-- Aim --
Write out again exactly the lines from the one containing "What React, TypeScript" through the one containing "export default App;", both included, and omit the pictures.
---- Records for processing
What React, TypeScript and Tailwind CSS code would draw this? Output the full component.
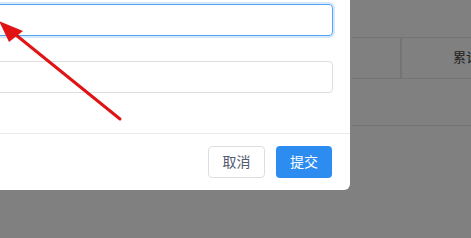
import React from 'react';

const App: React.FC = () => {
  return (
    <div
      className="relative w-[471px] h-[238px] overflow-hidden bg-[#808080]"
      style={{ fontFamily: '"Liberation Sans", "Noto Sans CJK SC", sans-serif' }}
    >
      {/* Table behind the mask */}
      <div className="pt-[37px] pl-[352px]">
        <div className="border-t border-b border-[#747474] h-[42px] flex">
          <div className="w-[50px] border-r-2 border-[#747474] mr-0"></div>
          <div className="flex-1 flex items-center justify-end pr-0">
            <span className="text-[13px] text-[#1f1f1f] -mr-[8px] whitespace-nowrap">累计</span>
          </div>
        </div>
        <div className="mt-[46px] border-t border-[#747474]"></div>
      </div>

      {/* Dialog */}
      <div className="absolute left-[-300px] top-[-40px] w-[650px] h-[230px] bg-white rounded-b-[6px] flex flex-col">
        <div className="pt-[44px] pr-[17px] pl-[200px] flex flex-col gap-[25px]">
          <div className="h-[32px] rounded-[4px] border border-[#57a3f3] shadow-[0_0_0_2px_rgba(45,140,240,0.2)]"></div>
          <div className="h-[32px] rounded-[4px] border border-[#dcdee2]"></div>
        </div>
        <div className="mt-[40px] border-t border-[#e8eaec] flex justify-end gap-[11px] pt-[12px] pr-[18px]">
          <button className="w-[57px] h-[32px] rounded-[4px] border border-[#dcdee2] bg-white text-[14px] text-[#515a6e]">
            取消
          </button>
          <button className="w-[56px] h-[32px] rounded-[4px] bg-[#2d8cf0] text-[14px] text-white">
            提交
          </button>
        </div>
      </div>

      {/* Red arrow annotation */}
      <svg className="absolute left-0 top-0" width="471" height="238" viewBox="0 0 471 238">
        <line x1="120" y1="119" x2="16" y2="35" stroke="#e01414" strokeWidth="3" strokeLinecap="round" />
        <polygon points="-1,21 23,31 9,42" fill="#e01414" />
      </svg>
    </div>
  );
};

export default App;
--------
---- Records for processing
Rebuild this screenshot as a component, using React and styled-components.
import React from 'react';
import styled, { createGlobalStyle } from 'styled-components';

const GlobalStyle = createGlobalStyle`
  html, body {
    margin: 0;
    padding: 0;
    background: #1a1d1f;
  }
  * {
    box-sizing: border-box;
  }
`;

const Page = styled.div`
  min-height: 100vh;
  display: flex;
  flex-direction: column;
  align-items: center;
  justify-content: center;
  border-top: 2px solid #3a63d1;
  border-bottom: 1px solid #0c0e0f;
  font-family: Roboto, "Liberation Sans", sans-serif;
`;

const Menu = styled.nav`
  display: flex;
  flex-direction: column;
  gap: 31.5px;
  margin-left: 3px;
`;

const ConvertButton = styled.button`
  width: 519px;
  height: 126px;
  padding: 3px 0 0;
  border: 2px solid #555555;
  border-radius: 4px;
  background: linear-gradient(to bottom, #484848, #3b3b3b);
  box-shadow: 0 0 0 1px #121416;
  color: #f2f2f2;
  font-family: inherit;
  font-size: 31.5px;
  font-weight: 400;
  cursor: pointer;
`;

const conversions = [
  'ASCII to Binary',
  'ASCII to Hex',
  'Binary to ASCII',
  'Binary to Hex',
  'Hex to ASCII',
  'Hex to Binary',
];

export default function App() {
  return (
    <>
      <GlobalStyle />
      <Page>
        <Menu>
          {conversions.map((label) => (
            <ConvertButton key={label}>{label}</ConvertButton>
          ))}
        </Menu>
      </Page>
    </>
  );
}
--------
-- Exercise response --
What React, TypeScript and Tailwind CSS code would draw this? Output the full component.
import React from 'react';

const App: React.FC = () => {
  return (
    <div
      className="relative w-[471px] h-[238px] overflow-hidden bg-[#808080]"
      style={{ fontFamily: '"Liberation Sans", "Noto Sans CJK SC", sans-serif' }}
    >
      {/* Table behind the mask */}
      <div className="pt-[37px] pl-[352px]">
        <div className="border-t border-b border-[#747474] h-[42px] flex">
          <div className="w-[50px] border-r-2 border-[#747474] mr-0"></div>
          <div className="flex-1 flex items-center justify-end pr-0">
            <span className="text-[13px] text-[#1f1f1f] -mr-[8px] whitespace-nowrap">累计</span>
          </div>
        </div>
        <div className="mt-[46px] border-t border-[#747474]"></div>
      </div>

      {/* Dialog */}
      <div className="absolute left-[-300px] top-[-40px] w-[650px] h-[230px] bg-white rounded-b-[6px] flex flex-col">
        <div className="pt-[44px] pr-[17px] pl-[200px] flex flex-col gap-[25px]">
          <div className="h-[32px] rounded-[4px] border border-[#57a3f3] shadow-[0_0_0_2px_rgba(45,140,240,0.2)]"></div>
          <div className="h-[32px] rounded-[4px] border border-[#dcdee2]"></div>
        </div>
        <div className="mt-[40px] border-t border-[#e8eaec] flex justify-end gap-[11px] pt-[12px] pr-[18px]">
          <button className="w-[57px] h-[32px] rounded-[4px] border border-[#dcdee2] bg-white text-[14px] text-[#515a6e]">
            取消
          </button>
          <button className="w-[56px] h-[32px] rounded-[4px] bg-[#2d8cf0] text-[14px] text-white">
            提交
          </button>
        </div>
      </div>

      {/* Red arrow annotation */}
      <svg className="absolute left-0 top-0" width="471" height="238" viewBox="0 0 471 238">
        <line x1="120" y1="119" x2="16" y2="35" stroke="#e01414" strokeWidth="3" strokeLinecap="round" />
        <polygon points="-1,21 23,31 9,42" fill="#e01414" />
      </svg>
    </div>
  );
};

export default App;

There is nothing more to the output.